How to Track Your Progress and Stay Motivated

Here’s where most people go wrong: they weigh themselves every morning and feel defeated by Wednesday. The scale captures water retention, digestion, and stress — not fat loss. Real progress tracking means gathering a fuller picture, looking for trends rather than obsessing over a single number that shifts daily for reasons unrelated to your effort.

Check these metrics weekly, not daily, and progress stops feeling invisible.

  • Weekly average weight: Weigh yourself on the same day each week, same time, same conditions. One weekly snapshot beats seven daily emotional rollercoasters every time.
  • Benchmark rides: Every few weeks, repeat a specific route or segment.
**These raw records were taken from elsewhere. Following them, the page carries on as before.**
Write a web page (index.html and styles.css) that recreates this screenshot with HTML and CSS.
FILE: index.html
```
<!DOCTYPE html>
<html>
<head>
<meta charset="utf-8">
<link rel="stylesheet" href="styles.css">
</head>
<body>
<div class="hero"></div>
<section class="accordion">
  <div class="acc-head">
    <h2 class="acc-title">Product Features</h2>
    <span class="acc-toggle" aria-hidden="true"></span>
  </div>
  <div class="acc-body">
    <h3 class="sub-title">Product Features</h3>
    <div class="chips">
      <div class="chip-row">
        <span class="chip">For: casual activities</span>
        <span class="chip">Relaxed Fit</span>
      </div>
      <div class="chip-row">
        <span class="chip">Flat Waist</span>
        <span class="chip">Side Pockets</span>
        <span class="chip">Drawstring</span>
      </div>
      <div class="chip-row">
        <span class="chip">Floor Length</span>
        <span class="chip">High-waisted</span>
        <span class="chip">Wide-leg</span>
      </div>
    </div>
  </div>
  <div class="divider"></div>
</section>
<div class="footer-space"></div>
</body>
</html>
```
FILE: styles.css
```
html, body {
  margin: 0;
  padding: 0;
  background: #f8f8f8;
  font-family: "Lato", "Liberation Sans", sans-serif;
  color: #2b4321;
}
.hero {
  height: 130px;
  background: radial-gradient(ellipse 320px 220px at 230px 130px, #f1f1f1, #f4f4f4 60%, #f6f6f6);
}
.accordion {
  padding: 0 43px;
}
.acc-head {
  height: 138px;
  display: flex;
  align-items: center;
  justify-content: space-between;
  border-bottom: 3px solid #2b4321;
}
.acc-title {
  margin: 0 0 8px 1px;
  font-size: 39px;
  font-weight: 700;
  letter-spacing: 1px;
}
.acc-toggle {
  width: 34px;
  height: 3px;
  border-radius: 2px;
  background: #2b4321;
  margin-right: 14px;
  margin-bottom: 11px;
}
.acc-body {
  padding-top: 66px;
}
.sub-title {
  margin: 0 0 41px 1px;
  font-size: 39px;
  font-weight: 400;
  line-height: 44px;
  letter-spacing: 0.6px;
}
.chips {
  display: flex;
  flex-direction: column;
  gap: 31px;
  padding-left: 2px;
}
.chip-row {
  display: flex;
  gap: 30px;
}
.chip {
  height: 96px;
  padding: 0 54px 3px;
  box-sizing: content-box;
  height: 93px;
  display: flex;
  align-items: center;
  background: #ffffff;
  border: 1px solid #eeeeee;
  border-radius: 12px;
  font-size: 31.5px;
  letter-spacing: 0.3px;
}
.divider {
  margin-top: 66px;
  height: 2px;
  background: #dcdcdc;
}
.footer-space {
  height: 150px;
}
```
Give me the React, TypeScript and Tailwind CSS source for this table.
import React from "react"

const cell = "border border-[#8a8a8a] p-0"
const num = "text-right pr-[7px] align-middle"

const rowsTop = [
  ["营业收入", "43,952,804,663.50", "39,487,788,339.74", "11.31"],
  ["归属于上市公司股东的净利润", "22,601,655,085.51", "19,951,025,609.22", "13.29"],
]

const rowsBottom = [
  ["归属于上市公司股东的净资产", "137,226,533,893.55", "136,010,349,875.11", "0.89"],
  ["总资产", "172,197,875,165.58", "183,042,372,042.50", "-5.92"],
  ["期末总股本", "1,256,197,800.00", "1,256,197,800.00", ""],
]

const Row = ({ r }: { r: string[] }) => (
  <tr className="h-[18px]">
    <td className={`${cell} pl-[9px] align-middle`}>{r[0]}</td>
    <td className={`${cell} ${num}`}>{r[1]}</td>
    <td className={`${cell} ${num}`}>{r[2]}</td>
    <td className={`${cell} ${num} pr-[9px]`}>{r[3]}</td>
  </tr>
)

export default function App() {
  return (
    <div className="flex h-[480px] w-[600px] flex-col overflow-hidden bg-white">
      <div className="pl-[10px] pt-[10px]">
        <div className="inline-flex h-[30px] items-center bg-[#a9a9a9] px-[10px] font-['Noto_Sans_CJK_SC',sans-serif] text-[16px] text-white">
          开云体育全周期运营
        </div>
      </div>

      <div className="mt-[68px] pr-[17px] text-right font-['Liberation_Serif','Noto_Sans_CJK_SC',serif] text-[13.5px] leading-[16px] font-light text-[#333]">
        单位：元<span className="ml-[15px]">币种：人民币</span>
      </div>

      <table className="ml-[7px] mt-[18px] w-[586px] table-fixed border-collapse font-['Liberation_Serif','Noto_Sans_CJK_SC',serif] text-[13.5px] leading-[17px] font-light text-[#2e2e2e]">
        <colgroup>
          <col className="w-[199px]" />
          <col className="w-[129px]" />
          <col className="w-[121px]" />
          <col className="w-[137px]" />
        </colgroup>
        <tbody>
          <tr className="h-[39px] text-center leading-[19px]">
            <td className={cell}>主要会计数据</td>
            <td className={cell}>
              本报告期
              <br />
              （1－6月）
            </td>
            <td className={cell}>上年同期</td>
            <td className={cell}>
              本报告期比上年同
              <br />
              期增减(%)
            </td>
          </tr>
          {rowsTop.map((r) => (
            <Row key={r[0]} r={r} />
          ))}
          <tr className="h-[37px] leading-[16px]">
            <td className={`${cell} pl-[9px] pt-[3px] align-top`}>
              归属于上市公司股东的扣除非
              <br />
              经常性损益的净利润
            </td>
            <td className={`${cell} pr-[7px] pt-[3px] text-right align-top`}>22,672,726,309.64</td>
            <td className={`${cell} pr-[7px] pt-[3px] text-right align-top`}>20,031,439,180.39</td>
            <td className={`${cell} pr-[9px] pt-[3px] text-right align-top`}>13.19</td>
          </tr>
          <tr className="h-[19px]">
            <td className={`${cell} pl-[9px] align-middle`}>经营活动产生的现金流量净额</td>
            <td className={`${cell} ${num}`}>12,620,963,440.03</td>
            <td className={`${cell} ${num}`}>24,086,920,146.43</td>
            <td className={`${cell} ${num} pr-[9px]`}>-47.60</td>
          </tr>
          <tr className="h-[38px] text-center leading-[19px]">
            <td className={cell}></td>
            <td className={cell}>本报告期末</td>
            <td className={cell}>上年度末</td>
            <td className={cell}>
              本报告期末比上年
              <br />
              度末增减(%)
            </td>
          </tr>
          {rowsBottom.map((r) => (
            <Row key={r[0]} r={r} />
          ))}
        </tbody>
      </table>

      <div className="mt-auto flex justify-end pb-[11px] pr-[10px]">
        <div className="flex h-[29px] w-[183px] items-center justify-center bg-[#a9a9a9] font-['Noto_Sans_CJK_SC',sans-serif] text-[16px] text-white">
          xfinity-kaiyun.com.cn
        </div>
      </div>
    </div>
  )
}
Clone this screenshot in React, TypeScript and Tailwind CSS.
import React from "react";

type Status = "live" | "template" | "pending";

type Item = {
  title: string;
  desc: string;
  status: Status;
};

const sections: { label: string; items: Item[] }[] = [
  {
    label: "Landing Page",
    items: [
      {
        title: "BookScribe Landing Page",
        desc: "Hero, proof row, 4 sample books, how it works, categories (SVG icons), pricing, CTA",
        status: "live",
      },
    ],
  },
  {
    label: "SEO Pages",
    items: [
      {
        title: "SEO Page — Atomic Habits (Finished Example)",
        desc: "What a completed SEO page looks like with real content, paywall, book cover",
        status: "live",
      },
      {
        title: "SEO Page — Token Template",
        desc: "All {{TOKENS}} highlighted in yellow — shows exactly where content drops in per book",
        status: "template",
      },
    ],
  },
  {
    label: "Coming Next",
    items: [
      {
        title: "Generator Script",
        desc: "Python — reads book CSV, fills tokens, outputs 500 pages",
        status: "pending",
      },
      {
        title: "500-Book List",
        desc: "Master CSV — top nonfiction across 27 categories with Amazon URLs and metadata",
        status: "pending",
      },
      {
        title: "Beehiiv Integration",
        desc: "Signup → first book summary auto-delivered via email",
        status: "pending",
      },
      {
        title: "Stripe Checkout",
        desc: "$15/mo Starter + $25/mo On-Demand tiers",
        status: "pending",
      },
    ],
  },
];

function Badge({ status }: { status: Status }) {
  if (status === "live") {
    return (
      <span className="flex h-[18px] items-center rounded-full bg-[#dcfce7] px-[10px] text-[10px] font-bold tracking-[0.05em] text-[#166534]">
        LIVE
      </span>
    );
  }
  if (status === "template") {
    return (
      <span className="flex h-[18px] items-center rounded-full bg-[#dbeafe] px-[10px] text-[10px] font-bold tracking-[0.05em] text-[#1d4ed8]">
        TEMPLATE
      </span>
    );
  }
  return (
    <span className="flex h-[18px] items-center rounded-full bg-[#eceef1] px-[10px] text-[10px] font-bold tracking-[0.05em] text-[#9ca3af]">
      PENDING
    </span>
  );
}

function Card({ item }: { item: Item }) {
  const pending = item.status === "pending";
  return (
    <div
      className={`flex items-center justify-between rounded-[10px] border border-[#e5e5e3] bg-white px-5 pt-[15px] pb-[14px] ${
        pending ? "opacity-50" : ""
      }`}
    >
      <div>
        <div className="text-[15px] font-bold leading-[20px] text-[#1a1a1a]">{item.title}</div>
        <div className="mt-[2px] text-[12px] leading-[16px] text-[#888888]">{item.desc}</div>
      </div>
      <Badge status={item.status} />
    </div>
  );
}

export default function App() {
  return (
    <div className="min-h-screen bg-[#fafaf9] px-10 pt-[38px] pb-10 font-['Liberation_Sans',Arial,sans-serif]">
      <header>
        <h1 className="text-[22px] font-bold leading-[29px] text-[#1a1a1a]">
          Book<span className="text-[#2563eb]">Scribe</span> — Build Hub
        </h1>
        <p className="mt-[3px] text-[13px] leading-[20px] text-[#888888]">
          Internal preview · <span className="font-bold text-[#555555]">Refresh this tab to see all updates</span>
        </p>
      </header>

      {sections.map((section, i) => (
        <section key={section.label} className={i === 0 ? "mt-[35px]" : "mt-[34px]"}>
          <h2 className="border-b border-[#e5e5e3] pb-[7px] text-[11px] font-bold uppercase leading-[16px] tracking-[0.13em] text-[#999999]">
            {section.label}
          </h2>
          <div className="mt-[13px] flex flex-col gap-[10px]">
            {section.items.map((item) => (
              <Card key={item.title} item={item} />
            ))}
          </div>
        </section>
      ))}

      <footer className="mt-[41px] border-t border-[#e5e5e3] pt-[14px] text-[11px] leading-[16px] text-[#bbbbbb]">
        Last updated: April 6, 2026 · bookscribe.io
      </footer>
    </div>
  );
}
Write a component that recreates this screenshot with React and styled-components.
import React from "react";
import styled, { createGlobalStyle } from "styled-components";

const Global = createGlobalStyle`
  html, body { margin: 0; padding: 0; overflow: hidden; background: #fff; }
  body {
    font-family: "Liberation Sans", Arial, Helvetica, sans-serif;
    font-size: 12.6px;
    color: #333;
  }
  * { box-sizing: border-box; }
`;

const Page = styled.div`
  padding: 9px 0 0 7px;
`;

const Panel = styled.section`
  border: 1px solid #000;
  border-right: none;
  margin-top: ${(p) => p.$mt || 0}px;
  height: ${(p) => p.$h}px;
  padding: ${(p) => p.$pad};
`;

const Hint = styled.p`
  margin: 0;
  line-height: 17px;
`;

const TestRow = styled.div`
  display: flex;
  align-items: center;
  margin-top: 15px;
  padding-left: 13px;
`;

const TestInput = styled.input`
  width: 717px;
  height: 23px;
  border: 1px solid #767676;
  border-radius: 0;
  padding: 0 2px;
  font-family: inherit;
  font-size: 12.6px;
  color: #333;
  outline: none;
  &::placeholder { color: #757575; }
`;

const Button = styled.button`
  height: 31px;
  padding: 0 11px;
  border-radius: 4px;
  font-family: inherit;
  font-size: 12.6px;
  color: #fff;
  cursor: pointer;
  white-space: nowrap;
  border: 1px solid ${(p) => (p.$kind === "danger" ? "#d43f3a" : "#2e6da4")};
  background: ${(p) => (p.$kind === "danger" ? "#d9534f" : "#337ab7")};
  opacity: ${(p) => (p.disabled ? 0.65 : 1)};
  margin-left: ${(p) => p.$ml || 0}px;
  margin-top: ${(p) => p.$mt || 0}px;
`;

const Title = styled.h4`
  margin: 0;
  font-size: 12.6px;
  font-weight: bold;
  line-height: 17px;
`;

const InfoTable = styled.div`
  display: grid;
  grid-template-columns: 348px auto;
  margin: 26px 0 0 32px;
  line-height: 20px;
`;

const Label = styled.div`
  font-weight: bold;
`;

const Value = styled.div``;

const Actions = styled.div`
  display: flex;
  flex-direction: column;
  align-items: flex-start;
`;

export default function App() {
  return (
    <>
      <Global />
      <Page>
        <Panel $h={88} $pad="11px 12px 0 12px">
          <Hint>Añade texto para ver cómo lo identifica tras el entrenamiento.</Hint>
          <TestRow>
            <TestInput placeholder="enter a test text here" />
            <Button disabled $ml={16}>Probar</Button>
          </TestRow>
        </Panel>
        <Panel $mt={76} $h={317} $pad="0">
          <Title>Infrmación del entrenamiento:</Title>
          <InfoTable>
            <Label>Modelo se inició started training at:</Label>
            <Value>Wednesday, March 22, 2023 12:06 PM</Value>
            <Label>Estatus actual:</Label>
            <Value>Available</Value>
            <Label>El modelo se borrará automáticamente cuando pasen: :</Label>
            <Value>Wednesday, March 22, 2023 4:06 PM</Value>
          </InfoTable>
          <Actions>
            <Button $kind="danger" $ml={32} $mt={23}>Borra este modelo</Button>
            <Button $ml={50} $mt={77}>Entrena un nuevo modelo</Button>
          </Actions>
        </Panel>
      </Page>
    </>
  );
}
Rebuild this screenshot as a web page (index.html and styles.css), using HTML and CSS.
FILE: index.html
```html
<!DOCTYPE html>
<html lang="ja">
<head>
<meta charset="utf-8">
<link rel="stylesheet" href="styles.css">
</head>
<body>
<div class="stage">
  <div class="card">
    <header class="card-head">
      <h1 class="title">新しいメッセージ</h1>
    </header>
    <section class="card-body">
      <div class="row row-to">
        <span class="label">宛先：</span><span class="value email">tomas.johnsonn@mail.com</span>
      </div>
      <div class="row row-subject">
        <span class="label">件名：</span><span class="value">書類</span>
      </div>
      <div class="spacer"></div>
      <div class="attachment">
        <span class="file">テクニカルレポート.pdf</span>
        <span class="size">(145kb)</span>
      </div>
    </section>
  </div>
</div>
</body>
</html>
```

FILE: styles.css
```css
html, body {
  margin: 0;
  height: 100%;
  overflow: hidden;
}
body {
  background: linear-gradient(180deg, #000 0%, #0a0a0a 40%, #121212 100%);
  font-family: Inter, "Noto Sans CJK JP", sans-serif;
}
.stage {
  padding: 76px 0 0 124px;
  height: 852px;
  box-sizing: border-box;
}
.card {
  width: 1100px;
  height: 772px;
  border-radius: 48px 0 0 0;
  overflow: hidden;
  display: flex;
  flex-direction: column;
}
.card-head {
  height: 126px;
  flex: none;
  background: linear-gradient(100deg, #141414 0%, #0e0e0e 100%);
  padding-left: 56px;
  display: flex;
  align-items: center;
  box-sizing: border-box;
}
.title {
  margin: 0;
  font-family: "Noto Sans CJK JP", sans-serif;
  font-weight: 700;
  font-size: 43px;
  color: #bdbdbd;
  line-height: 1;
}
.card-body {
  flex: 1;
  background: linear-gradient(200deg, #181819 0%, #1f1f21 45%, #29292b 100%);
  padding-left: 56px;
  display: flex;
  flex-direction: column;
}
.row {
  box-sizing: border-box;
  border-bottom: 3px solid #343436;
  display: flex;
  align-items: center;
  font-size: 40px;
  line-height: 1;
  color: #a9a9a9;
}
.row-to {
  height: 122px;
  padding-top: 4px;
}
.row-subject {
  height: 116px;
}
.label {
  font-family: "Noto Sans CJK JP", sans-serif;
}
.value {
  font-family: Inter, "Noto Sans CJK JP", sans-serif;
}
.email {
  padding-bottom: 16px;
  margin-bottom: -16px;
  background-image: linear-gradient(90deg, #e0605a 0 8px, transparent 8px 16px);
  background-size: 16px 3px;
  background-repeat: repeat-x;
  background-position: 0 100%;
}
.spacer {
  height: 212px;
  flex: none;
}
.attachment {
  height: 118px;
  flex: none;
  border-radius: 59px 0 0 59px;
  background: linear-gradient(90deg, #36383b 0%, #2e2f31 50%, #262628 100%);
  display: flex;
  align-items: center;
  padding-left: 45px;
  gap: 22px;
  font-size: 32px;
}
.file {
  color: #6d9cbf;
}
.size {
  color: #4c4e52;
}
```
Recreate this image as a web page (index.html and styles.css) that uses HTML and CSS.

Notice if your average speed improves, your heart rate drops for the same effort, or that climb leaves you less winded. That’s measurable, objective progress.
  • Body measurements: Waist and hip circumference often shift before the scale budges. Measure every two weeks and you’ll catch changes the scale misses entirely.
  • Monthly progress photos: Same clothes, same lighting, once a month. Our brains are terrible at registering subtle change — photos reveal body recomposition that numbers never capture.
  • Non-scale victories: The hill you used to walk up but now ride. Clothes fitting differently. Sleeping better. These are the real indicators of progress and what genuinely keeps you showing up.

Action: Pick two metrics from this list and commit to logging them for 30 days. That’s the only tracking system you need to start — and to keep going.

Real Plans for Real Loss

Weight loss through cycling isn’t about punishing yourself into results. It’s about building something consistent, something you actually look forward to. You’ve got the framework now — the science, the schedule, the nutrition basics. The only thing left is to clip in and start.

Progress will feel slow some weeks and surprising in others. That’s completely normal. Trust the process, ride for how it makes you feel, and the results will follow. Your best ride is always the next one.